■ **TO BE DONE**:
Work through the data line by line, gathering every line that has the word "React".

■ **GIVEN MATERIAL**:
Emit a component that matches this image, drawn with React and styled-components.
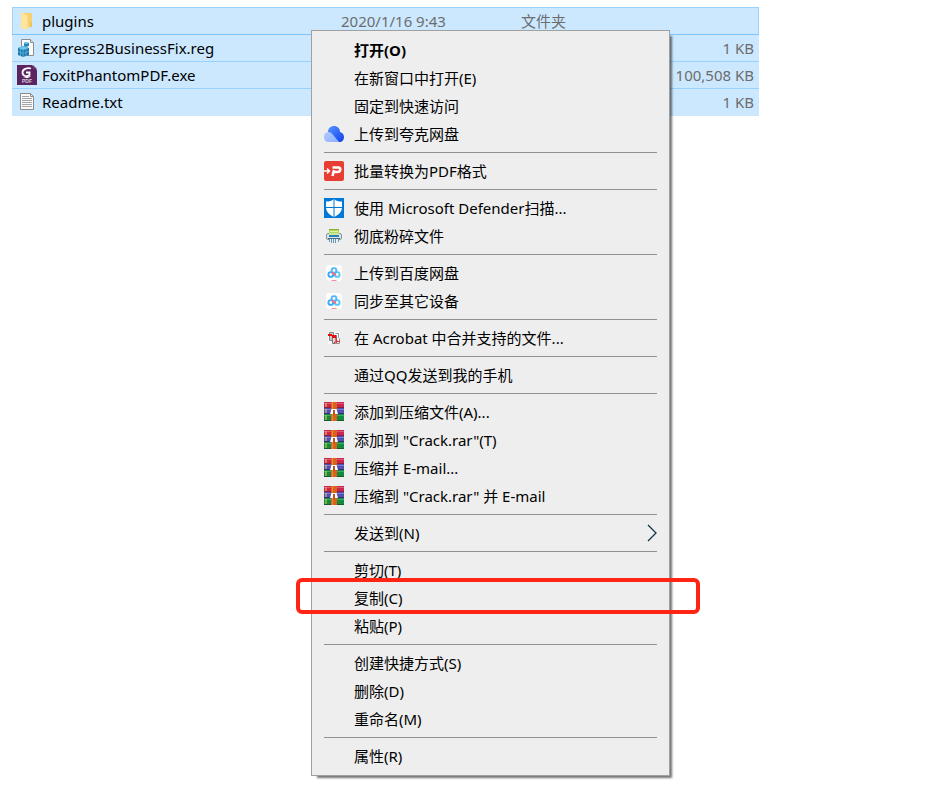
import React from "react";
import styled, { createGlobalStyle, css } from "styled-components";

const FolderIcon = () => (
  <svg width="20" height="20" viewBox="0 0 20 20" aria-hidden="true">
    <path d="M5 2h10v14H5z" fill="#f5d271" />
    <path d="M4 1l6 3v15l-6-2z" fill="#ffe49a" />
    <path d="M10 4h1v12l-1 3z" fill="#fbdc88" />
    <path d="M13 11h2v5h-2z" fill="#eec45a" />
  </svg>
);

const RegIcon = () => (
  <svg width="20" height="20" viewBox="0 0 20 20" aria-hidden="true">
    <path d="M4.500 1.500h9l3 3v13h-12z" fill="#fbfbfb" stroke="#8e8e8e" />
    <path d="M13.500 1.500v3h3" fill="#e2e2e2" stroke="#8e8e8e" />
    <path d="M1 10l5-2 6 2v7l-6 2-5-2z" fill="#1a78ad" />
    <path d="M1 10l5-2 6 2-6 2z" fill="#6dc5ec" />
    <path d="M6 12v7M3.500 11v7M9 11v7M1 13.500l5 2 6-2" fill="none" stroke="#67bde5" strokeWidth="0.700" />
    <path d="M9 4l3 1v3l-3 1-2-1V5z" fill="#2487bd" />
    <path d="M7 5l2-1 3 1-3 1z" fill="#75cdf0" />
  </svg>
);

const FoxitIcon = () => (
  <svg width="20" height="20" viewBox="0 0 20 20" aria-hidden="true">
    <path d="M0 0h15l5 5v15H0z" fill="#5b2460" />
    <path d="M16 0l4 4h-4z" fill="#6e3b73" />
    <path d="M14 3.500C10 2.500 5.500 4 5.500 7.500c0 4 5 4.500 7 2.500V7.500H9" fill="none" stroke="#fff" strokeWidth="1.800" />
    <path d="M14 11c-2 2.500-6 2.500-8 1 3 .500 5.500 0 8-1z" fill="#fff" />
    <text x="10" y="18" textAnchor="middle" fontFamily="Liberation Sans, sans-serif" fontSize="5" fontWeight="700" fill="#d9c9dc">PDF</text>
  </svg>
);

const TextFileIcon = () => (
  <svg width="20" height="20" viewBox="0 0 20 20" aria-hidden="true">
    <path d="M3.500 1.500h10l3 3v13h-13z" fill="#fafafa" stroke="#8b8b8b" />
    <path d="M13.500 1.500v3h3" fill="none" stroke="#8b8b8b" />
    <path d="M5 4.500h7M5 6.500h10M5 8.500h10M5 10.500h10M5 12.500h10M5 14.500h10" stroke="#a4a4a4" />
  </svg>
);

const QuarkIcon = () => (
  <svg width="20" height="20" viewBox="0 0 20 20" aria-hidden="true">
    <defs>
      <linearGradient id="quarkDark" x1="0" y1="0" x2="1" y2="1">
        <stop offset="0" stopColor="#5a94ff" />
        <stop offset="0.600" stopColor="#2a62f5" />
        <stop offset="1" stopColor="#1540e0" />
      </linearGradient>
      <linearGradient id="quarkLight" x1="0" y1="0" x2="1" y2="1">
        <stop offset="0" stopColor="#b3caff" />
        <stop offset="1" stopColor="#8fb0ff" />
      </linearGradient>
    </defs>
    <path d="M4 8C4 4.500 6.500 2 10 2s6 2.500 6 6c2.500.500 4 2.500 4 5s-1.500 5-4 5H8z" fill="url(#quarkDark)" />
    <path d="M4 8c2.500.300 3.500 1 4.700 2.500L15 18H4.500C2 18 0 16 0 13s1.500-4.500 4-5z" fill="url(#quarkLight)" />
  </svg>
);

const ConvertIcon = () => (
  <svg width="20" height="20" viewBox="0 0 20 20" aria-hidden="true">
    <rect width="20" height="20" rx="2" fill="#e83d32" />
    <path d="M0 10h5M3 7.500L5.500 10 3 12.500" fill="none" stroke="#fff" strokeWidth="1.500" />
    <path d="M8.500 15L10 9M8.500 6.500h6c3 0 2 4.500-1 4.500H10" fill="none" stroke="#fff" strokeWidth="2.600" />
  </svg>
);

const DefenderIcon = () => (
  <svg width="20" height="20" viewBox="0 0 20 20" aria-hidden="true">
    <path d="M0 0h20v20H0z" fill="#0078d7" />
    <path d="M10 1c2 2 4.500 2.500 8 2.500V9c0 5-3.500 8-8 10-4.500-2-8-5-8-10V3.500C5.500 3.500 8 3 10 1z" fill="#fff" />
    <path d="M10 1v18M2 9.500h16" stroke="#0078d7" />
  </svg>
);

const ShredIcon = () => (
  <svg width="16" height="16" viewBox="0 0 16 16" aria-hidden="true">
    <path d="M3 1h10v5H3z" fill="#b3d957" />
    <path d="M3 1.500h10" stroke="#86ad3d" />
    <path d="M4 3.500h8" stroke="#e1f3a0" />
    <rect x="0.500" y="5.500" width="15" height="6" rx="1.500" fill="#dbe4ea" stroke="#8495a1" />
    <path d="M3 5h10v2H3z" fill="#cbe6a0" />
    <path d="M3 8h10" stroke="#2c7fb5" strokeWidth="2" />
    <path d="M2 10.500h12" stroke="#456b83" />
    <path d="M3 11h10v3H3z" fill="#e4f2f9" />
    <path d="M3.500 11v3M5.500 11v4M7.500 11v4M9.500 11v4M12.500 11v3" stroke="#6f94aa" />
  </svg>
);

const BaiduIcon = () => (
  <svg width="16" height="16" viewBox="0 0 16 16" aria-hidden="true">
    <rect width="16" height="16" rx="3" fill="#fcfcfc" />
    <g fill="none" strokeWidth="1.900">
      <circle cx="4.800" cy="9.500" r="2.400" stroke="#36aaf5" />
      <circle cx="11.200" cy="9.500" r="2.400" stroke="#56c8f9" />
      <circle cx="8" cy="5.500" r="2.400" stroke="#4fb6f7" />
      <path d="M6.200 7.200C6.500 8.800 9 8.500 9.600 10.500" stroke="#f76d83" />
    </g>
    <path d="M5.500 15.500h5" stroke="#f48d9d" />
  </svg>
);

const AcrobatIcon = () => (
  <svg width="16" height="16" viewBox="0 0 16 16" aria-hidden="true">
    <path d="M2 2h12v12H2z" fill="#fafafa" />
    <path d="M3.500 2.500h4v8h-4z" fill="#c8c8c8" stroke="#848484" />
    <path d="M6.500 5.500h4v8h-4z" fill="#ddd" stroke="#777" />
    <path d="M9.500 3.500h3v4l1 1v5h-5" fill="none" stroke="#929292" />
    <path d="M2 4h4v1h4v3H6V6H2z" fill="#e70c12" />
    <path d="M8 13c2-2 2-3 2-5 0 3 1.500 4 4 3.500-2 0-4 0-6 1.500z" fill="none" stroke="#ed2730" />
  </svg>
);

const RarIcon = () => (
  <svg width="20" height="20" viewBox="0 0 20 20" aria-hidden="true">
    <path d="M0 0h20v6H0z" fill="#cc2450" />
    <path d="M0 1.500h20" stroke="#dc5975" />
    <path d="M0 6h20v6H0z" fill="#514fb1" />
    <path d="M0 7.500h20" stroke="#7d7bce" />
    <path d="M0 12h20v7H0z" fill="#138a3f" />
    <path d="M0 13.500h20" stroke="#3caa62" />
    <path d="M0 5.500h20" stroke="#8b1d3d" />
    <path d="M0 11.500h20" stroke="#343176" />
    <path d="M0 18.500h20" stroke="#155c31" />
    <path d="M2 1v4M2 7v4M2 13v5" stroke="#f0d052" />
    <path d="M7 0h6v19H7z" fill="#da6317" />
    <path d="M8.500 0v19" stroke="#ef883c" />
    <path d="M6 12l1.500-5h5L14 12z" fill="#fff" />
    <path d="M9 8h2v5H9z" fill="#bd541d" />
  </svg>
);

const ChevronIcon = () => (
  <svg width="12" height="18" viewBox="0 0 12 18" aria-hidden="true">
    <path d="M2 1l8 8-8 8" fill="none" stroke="#163449" strokeWidth="1.300" />
  </svg>
);

const files = [
  { name: "plugins", date: "2020/1/16 9:43", type: "文件夹", size: "", icon: FolderIcon, focused: true },
  { name: "Express2BusinessFix.reg", size: "1 KB", icon: RegIcon },
  { name: "FoxitPhantomPDF.exe", size: "100,508 KB", icon: FoxitIcon },
  { name: "Readme.txt", size: "1 KB", icon: TextFileIcon },
];

const groups = [
  [
    { label: "打开(O)", strong: true },
    { label: "在新窗口中打开(E)" },
    { label: "固定到快速访问" },
    { label: "上传到夸克网盘", icon: QuarkIcon },
  ],
  [{ label: "批量转换为PDF格式", icon: ConvertIcon }],
  [
    { label: "使用 Microsoft Defender扫描...", icon: DefenderIcon },
    { label: "彻底粉碎文件", icon: ShredIcon },
  ],
  [
    { label: "上传到百度网盘", icon: BaiduIcon },
    { label: "同步至其它设备", icon: BaiduIcon },
  ],
  [{ label: "在 Acrobat 中合并支持的文件...", icon: AcrobatIcon }],
  [{ label: "通过QQ发送到我的手机" }],
  [
    { label: "添加到压缩文件(A)...", icon: RarIcon },
    { label: '添加到 "Crack.rar"(T)', icon: RarIcon },
    { label: "压缩并 E-mail...", icon: RarIcon },
    { label: '压缩到 "Crack.rar" 并 E-mail', icon: RarIcon },
  ],
  [{ label: "发送到(N)", submenu: true }],
  [
    { label: "剪切(T)" },
    { label: "复制(C)", marked: true },
    { label: "粘贴(P)" },
  ],
  [
    { label: "创建快捷方式(S)" },
    { label: "删除(D)" },
    { label: "重命名(M)" },
  ],
  [{ label: "属性(R)" }],
];

const App = () => {
  return (
    <>
      <GlobalStyle />
      <Explorer>
        <FileTable>
          <tbody>
            {files.map(({ icon: Icon, ...file }) => (
              <FileRow key={file.name} $focused={file.focused}>
                <NameCell>
                  <Icon />
                  {file.name}
                </NameCell>
                <DetailCell>{file.date}</DetailCell>
                <DetailCell>{file.type}</DetailCell>
                <SizeCell>{file.size}</SizeCell>
              </FileRow>
            ))}
          </tbody>
        </FileTable>
        <Menu role="menu">
          {groups.map((group, index) => (
            <React.Fragment key={index}>
              {index > 0 && <Separator />}
              {group.map(({ icon: Icon, ...item }) => (
                <MenuItem key={item.label} type="button" role="menuitem" $strong={item.strong}>
                  <IconSlot>{Icon && <Icon />}</IconSlot>
                  <Label>{item.label}</Label>
                  {item.submenu && <ChevronIcon />}
                  {item.marked && <Marker />}
                </MenuItem>
              ))}
            </React.Fragment>
          ))}
        </Menu>
      </Explorer>
    </>
  );
};

export default App;

const GlobalStyle = createGlobalStyle`
  * {
    box-sizing: border-box;
  }
  body {
    margin: 0;
    background: #fff;
    color: #000;
    font-family: "Noto Sans", "Noto Sans CJK SC", sans-serif;
    font-size: 15px;
  }
`;

const Explorer = styled.main`
  position: relative;
  min-height: 100vh;
  padding: 7px 190px 0 12px;
`;

const FileTable = styled.table`
  display: block;
  tbody {
    display: block;
  }
`;

const FileRow = styled.tr`
  display: grid;
  grid-template-columns: 329px 180px 1fr 120px;
  align-items: center;
  height: 27px;
  background: #cce8ff;
  border-bottom: 1px solid #99d1ff;
  &:last-child {
    border-bottom-color: #cce8ff;
  }
  ${(props) =>
    props.$focused &&
    css`
      height: 28px;
      box-shadow: inset 1px 1px #99d1ff, inset -1px 0 #99d1ff;
      border-bottom-color: #7cc4ff;
    `}
`;

const NameCell = styled.td`
  display: flex;
  align-items: center;
  gap: 5px;
  padding: 0 0 0 5px;
  line-height: 24px;
  white-space: nowrap;
`;

const DetailCell = styled.td`
  padding: 0;
  line-height: 24px;
  color: #6d6d6d;
  white-space: nowrap;
`;

const SizeCell = styled(DetailCell)`
  padding-right: 5px;
  text-align: right;
`;

const Menu = styled.div`
  position: absolute;
  top: 30px;
  left: 311px;
  min-width: 359px;
  padding: 5px 0;
  background: #eee;
  border: 1px solid #a0a0a0;
  box-shadow: 4px 4px 2px -2px rgba(0, 0, 0, 0.55);
`;

const MenuItem = styled.button`
  position: relative;
  display: flex;
  align-items: center;
  gap: 10px;
  width: 100%;
  height: 28px;
  padding: 0 11px 0 12px;
  border: 0;
  background: none;
  color: inherit;
  font: inherit;
  font-weight: ${(props) => (props.$strong ? 700 : 400)};
  line-height: 28px;
  text-align: left;
  white-space: nowrap;
`;

const IconSlot = styled.span`
  display: flex;
  flex: none;
  align-items: center;
  justify-content: center;
  width: 20px;
  height: 20px;
`;

const Label = styled.span`
  flex: 1;
`;

const Separator = styled.hr`
  height: 1px;
  margin: 4px 12px;
  border: 0;
  background: #919191;
`;

/* red frame drawn round the item to pick */
const Marker = styled.span`
  position: absolute;
  inset: -6px -31px -2px -16px;
  z-index: 1;
  border: 4px solid #ff2414;
  border-radius: 6px;
  pointer-events: none;
`;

■ **IN RESPONSE**:
Emit a component that matches this image, drawn with React and styled-components.
import React from "react";
            <React.Fragment key={index}>
            </React.Fragment>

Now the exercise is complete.